▸ Set exercise
Skip all pictures, then print the remaining material exactly.

▸ Raw data
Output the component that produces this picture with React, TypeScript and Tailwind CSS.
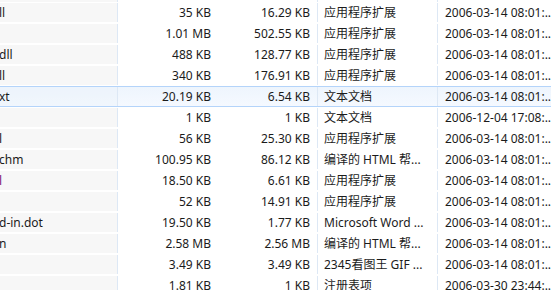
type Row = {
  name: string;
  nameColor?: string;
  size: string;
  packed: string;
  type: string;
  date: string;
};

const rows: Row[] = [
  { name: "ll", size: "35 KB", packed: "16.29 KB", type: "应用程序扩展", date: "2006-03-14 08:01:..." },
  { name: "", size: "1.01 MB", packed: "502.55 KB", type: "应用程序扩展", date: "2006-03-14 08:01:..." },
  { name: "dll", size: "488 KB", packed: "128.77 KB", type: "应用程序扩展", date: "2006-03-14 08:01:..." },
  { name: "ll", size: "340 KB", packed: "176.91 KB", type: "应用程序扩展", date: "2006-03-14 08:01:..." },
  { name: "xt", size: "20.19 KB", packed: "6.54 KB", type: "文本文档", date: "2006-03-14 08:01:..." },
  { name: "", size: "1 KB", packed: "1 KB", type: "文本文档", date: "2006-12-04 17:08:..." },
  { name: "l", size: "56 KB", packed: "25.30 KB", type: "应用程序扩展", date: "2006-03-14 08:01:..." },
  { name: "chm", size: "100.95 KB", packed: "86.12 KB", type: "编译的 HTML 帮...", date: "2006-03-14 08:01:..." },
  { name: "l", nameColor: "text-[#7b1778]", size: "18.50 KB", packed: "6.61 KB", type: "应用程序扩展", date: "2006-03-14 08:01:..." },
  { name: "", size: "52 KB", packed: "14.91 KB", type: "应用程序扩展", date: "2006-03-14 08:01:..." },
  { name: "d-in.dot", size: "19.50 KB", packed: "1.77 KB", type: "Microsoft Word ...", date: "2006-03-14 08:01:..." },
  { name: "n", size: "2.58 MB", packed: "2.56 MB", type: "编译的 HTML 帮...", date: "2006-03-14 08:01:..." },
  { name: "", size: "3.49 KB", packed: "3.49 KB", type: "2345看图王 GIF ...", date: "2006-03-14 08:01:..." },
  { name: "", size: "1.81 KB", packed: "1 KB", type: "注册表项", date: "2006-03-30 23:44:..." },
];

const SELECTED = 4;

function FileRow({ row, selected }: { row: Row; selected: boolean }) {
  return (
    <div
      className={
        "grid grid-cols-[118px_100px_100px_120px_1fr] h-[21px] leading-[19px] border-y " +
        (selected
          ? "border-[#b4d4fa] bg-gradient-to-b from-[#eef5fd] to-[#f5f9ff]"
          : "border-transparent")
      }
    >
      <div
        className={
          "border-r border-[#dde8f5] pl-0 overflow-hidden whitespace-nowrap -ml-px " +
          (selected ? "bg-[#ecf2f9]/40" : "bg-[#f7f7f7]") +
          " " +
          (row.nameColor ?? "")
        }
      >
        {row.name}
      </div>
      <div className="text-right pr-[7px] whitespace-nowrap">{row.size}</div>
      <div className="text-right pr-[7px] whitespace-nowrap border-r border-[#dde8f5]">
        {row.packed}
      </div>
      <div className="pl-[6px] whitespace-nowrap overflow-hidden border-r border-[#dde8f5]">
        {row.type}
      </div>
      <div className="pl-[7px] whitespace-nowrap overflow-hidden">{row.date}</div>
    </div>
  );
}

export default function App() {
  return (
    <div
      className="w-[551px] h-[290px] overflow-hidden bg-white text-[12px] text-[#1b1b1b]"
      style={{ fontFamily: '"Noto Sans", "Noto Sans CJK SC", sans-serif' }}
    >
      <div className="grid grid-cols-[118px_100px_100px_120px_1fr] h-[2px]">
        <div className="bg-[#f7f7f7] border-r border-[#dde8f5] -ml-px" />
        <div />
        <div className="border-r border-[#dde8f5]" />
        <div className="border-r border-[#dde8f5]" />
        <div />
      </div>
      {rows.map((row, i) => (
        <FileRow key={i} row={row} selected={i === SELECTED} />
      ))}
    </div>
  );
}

▸ Completed exercise
Output the component that produces this picture with React, TypeScript and Tailwind CSS.
type Row = {
  name: string;
  nameColor?: string;
  size: string;
  packed: string;
  type: string;
  date: string;
};

const rows: Row[] = [
  { name: "ll", size: "35 KB", packed: "16.29 KB", type: "应用程序扩展", date: "2006-03-14 08:01:..." },
  { name: "", size: "1.01 MB", packed: "502.55 KB", type: "应用程序扩展", date: "2006-03-14 08:01:..." },
  { name: "dll", size: "488 KB", packed: "128.77 KB", type: "应用程序扩展", date: "2006-03-14 08:01:..." },
  { name: "ll", size: "340 KB", packed: "176.91 KB", type: "应用程序扩展", date: "2006-03-14 08:01:..." },
  { name: "xt", size: "20.19 KB", packed: "6.54 KB", type: "文本文档", date: "2006-03-14 08:01:..." },
  { name: "", size: "1 KB", packed: "1 KB", type: "文本文档", date: "2006-12-04 17:08:..." },
  { name: "l", size: "56 KB", packed: "25.30 KB", type: "应用程序扩展", date: "2006-03-14 08:01:..." },
  { name: "chm", size: "100.95 KB", packed: "86.12 KB", type: "编译的 HTML 帮...", date: "2006-03-14 08:01:..." },
  { name: "l", nameColor: "text-[#7b1778]", size: "18.50 KB", packed: "6.61 KB", type: "应用程序扩展", date: "2006-03-14 08:01:..." },
  { name: "", size: "52 KB", packed: "14.91 KB", type: "应用程序扩展", date: "2006-03-14 08:01:..." },
  { name: "d-in.dot", size: "19.50 KB", packed: "1.77 KB", type: "Microsoft Word ...", date: "2006-03-14 08:01:..." },
  { name: "n", size: "2.58 MB", packed: "2.56 MB", type: "编译的 HTML 帮...", date: "2006-03-14 08:01:..." },
  { name: "", size: "3.49 KB", packed: "3.49 KB", type: "2345看图王 GIF ...", date: "2006-03-14 08:01:..." },
  { name: "", size: "1.81 KB", packed: "1 KB", type: "注册表项", date: "2006-03-30 23:44:..." },
];

const SELECTED = 4;

function FileRow({ row, selected }: { row: Row; selected: boolean }) {
  return (
    <div
      className={
        "grid grid-cols-[118px_100px_100px_120px_1fr] h-[21px] leading-[19px] border-y " +
        (selected
          ? "border-[#b4d4fa] bg-gradient-to-b from-[#eef5fd] to-[#f5f9ff]"
          : "border-transparent")
      }
    >
      <div
        className={
          "border-r border-[#dde8f5] pl-0 overflow-hidden whitespace-nowrap -ml-px " +
          (selected ? "bg-[#ecf2f9]/40" : "bg-[#f7f7f7]") +
          " " +
          (row.nameColor ?? "")
        }
      >
        {row.name}
      </div>
      <div className="text-right pr-[7px] whitespace-nowrap">{row.size}</div>
      <div className="text-right pr-[7px] whitespace-nowrap border-r border-[#dde8f5]">
        {row.packed}
      </div>
      <div className="pl-[6px] whitespace-nowrap overflow-hidden border-r border-[#dde8f5]">
        {row.type}
      </div>
      <div className="pl-[7px] whitespace-nowrap overflow-hidden">{row.date}</div>
    </div>
  );
}

export default function App() {
  return (
    <div
      className="w-[551px] h-[290px] overflow-hidden bg-white text-[12px] text-[#1b1b1b]"
      style={{ fontFamily: '"Noto Sans", "Noto Sans CJK SC", sans-serif' }}
    >
      <div className="grid grid-cols-[118px_100px_100px_120px_1fr] h-[2px]">
        <div className="bg-[#f7f7f7] border-r border-[#dde8f5] -ml-px" />
        <div />
        <div className="border-r border-[#dde8f5]" />
        <div className="border-r border-[#dde8f5]" />
        <div />
      </div>
      {rows.map((row, i) => (
        <FileRow key={i} row={row} selected={i === SELECTED} />
      ))}
    </div>
  );
}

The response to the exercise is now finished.